Canadian Council of Chief Executives (CCCE) National Policy Summit

September 26, 2006


Thank you, Rick (George) for that very kind introduction, and many thanks as well to the Canadian Council of Chief Executives for the invitation to speak to your National Policy Summit, especially on your 30th Anniversary.

Tom (d'Aquino) has asked me to speak this morning about the importance of a strong, professional, non-partisan public service to a country's success, and I welcome the opportunity to do so. Indeed, I think it is a subject that is too often taken for granted, and too little discussed in a country with a proud tradition of public service --- whether it be the military, the civil service, or elected public office.

But, first, let me congratulate the members of the Canadian Council of Chief Executives on their 30th anniversary and recognize your many contributions to public policy discourse and policy development in Canada: whether it was interacting with government on the emerging OECD consensus on an agenda for growth in the mid-1980s, through the national debates on the FTA and then NAFTA; the need to eliminate the deficit; tax reform and then tax reduction; globalization; and more recently a secure and efficient border, business sector engagement in public policy development is essential, and the CCCE/BCNI has played an important role.

And, both personally and on behalf of my public service colleagues, I want to recognize the extraordinary commitment of Tom d'Aquino to the value of business-government dialogue on the major public policy issues, both domestic and global, impacting on our country.

Public Policy and the Public Service Matters

While I've had the opportunity to address your Policy Summits in the past, either as Deputy Minister of Industry or Deputy Minister of Finance, this is my first occasion to do so as the 20th Clerk of the Privy Council, Secretary to the Cabinet, and Head of the Public Service of Canada.

Today, I want to focus my comments essentially on four broad points --- the four "matters" if you will:

  • First, public policy matters to a country's success in this globalized world;

  • Second, public service matters to a nation's performance;

  • Third, public service renewal matters, to ensure we have a public service in the future that reflects excellence and leadership; and

  • Fourth, private sector engagement and support matters, both for public policy and public service.

In this context, my nearly two years at the International Monetary Fund (IMF) underscored the importance of good public policies and a strong public service to a country's success --- just look at the varying experiences of the 183 members of the IMF.

(i) Public policy matters:

First, public policy matters.
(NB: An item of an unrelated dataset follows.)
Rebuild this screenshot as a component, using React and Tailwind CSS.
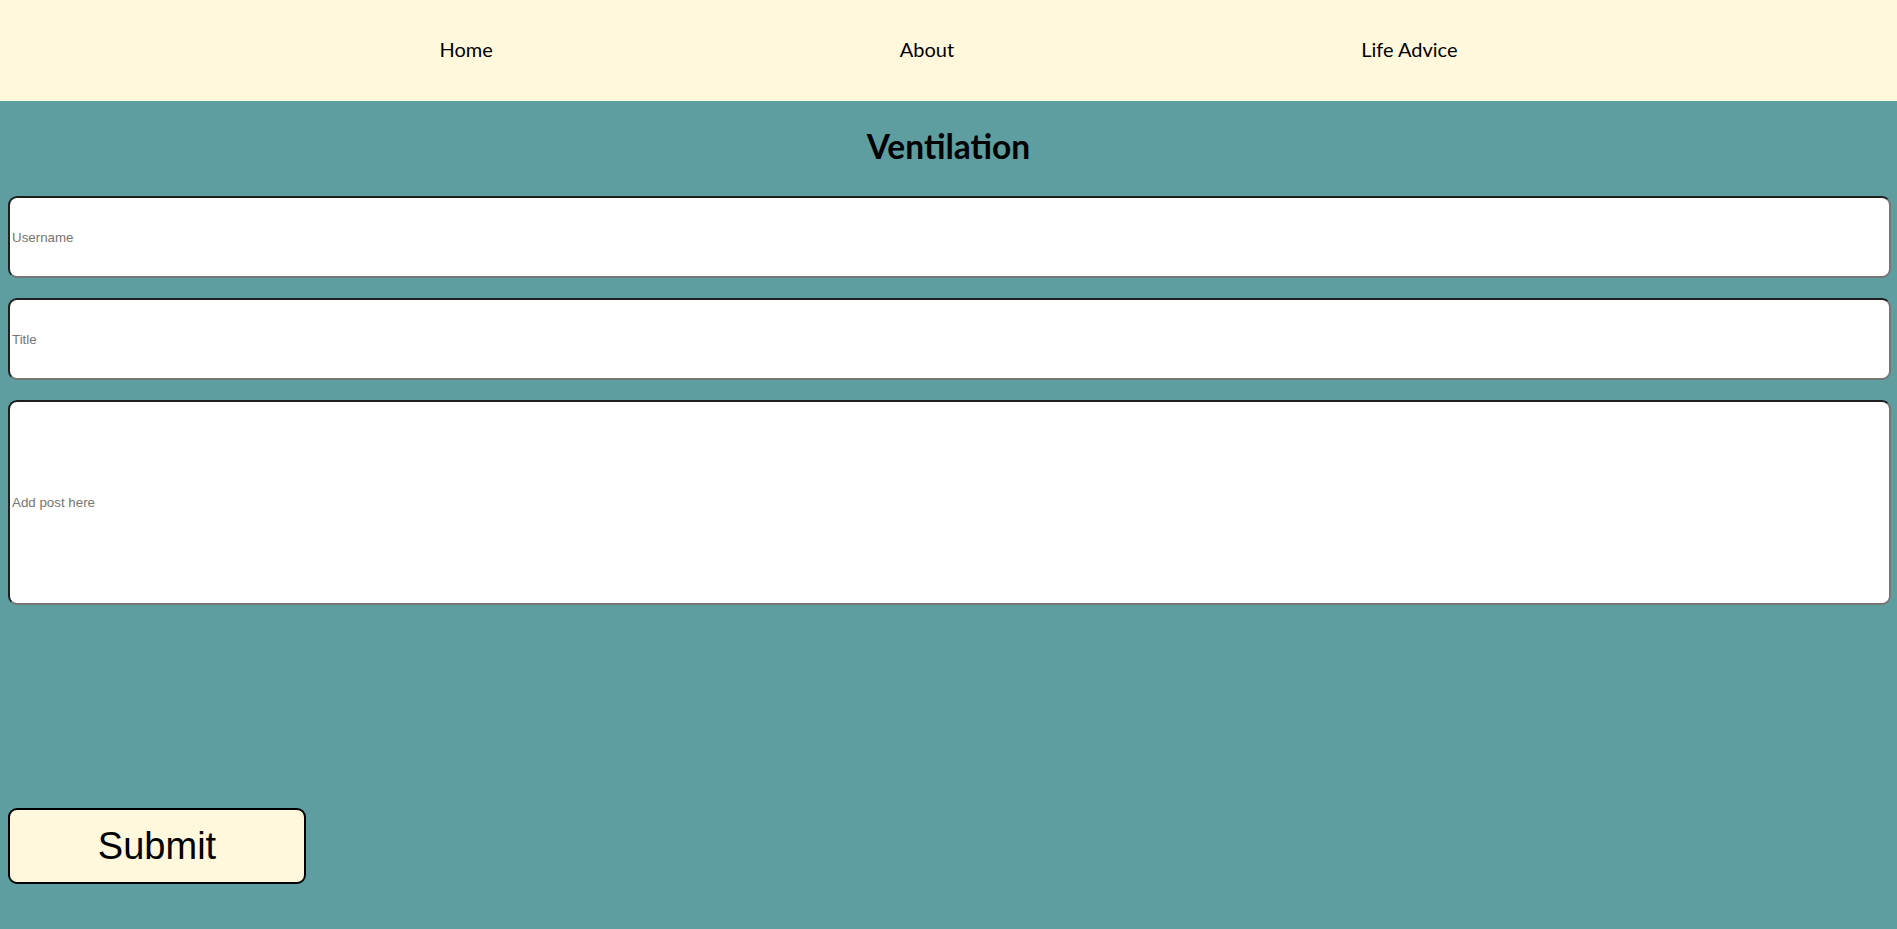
import { useState } from 'react';

const links = ['Home', 'About', 'Life Advice'];

export default function App() {
  const [username, setUsername] = useState('');
  const [title, setTitle] = useState('');
  const [post, setPost] = useState('');

  const fieldClass =
    'block w-full px-[2px] bg-white rounded-[9px] border-2 border-t-[#1f1f1f] border-l-[#1f1f1f] border-b-[#767676] border-r-[#767676] text-[13.33px] text-black placeholder:text-[#757575] outline-none';

  return (
    <div className="min-h-screen bg-[#5f9ea0]" style={{ fontFamily: 'Lato, "Open Sans", sans-serif' }}>
      <nav className="h-[101px] pb-[3px] bg-[#fff8dc] flex items-center justify-center gap-[407px]">
        {links.map((link) => (
          <a key={link} href="#" className="text-[20px] text-black">
            {link}
          </a>
        ))}
      </nav>

      <h1 className="mt-[26px] text-center text-[33.5px] leading-[38px] font-bold text-black">Ventilation</h1>

      <form
        className="mt-[31px] ml-2 mr-[6px]"
        style={{ fontFamily: '"Liberation Sans", Arial, sans-serif' }}
        onSubmit={(e) => e.preventDefault()}
      >
        <div className="flex flex-col gap-[20px]">
          <input
            type="text"
            value={username}
            onChange={(e) => setUsername(e.target.value)}
            placeholder="Username"
            className={`${fieldClass} h-[82px]`}
          />
          <input
            type="text"
            value={title}
            onChange={(e) => setTitle(e.target.value)}
            placeholder="Title"
            className={`${fieldClass} h-[82px]`}
          />
          <input
            type="text"
            value={post}
            onChange={(e) => setPost(e.target.value)}
            placeholder="Add post here"
            className={`${fieldClass} h-[205px]`}
          />
        </div>

        <button
          type="submit"
          className="mt-[203px] w-[298px] h-[76px] bg-[#fff8dc] border-2 border-black rounded-[9px] text-[38px] text-black"
        >
          Submit
        </button>
      </form>
    </div>
  );
}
For all countries, big and small, globalization and the knowledge revolution are the realities of today. They are fundamentally changing the way we work, live and interact.

But globalization does not preordain a country's economic, social and security outcomes: while they may be significantly influenced by these complex global influences, the strength of public policies and public institutions matter greatly.

In today's global environment, countries like ours, which are relatively small and very open, have to understand global trends, global issues and global opportunities better than our larger neighbours.

Canadian success will depend on our agility and flexibility; our capacity to learn from others; our ability to Canadianize best global practices; and our willingness to implement the right public policies at the right time. We have to think globally to succeed domestically.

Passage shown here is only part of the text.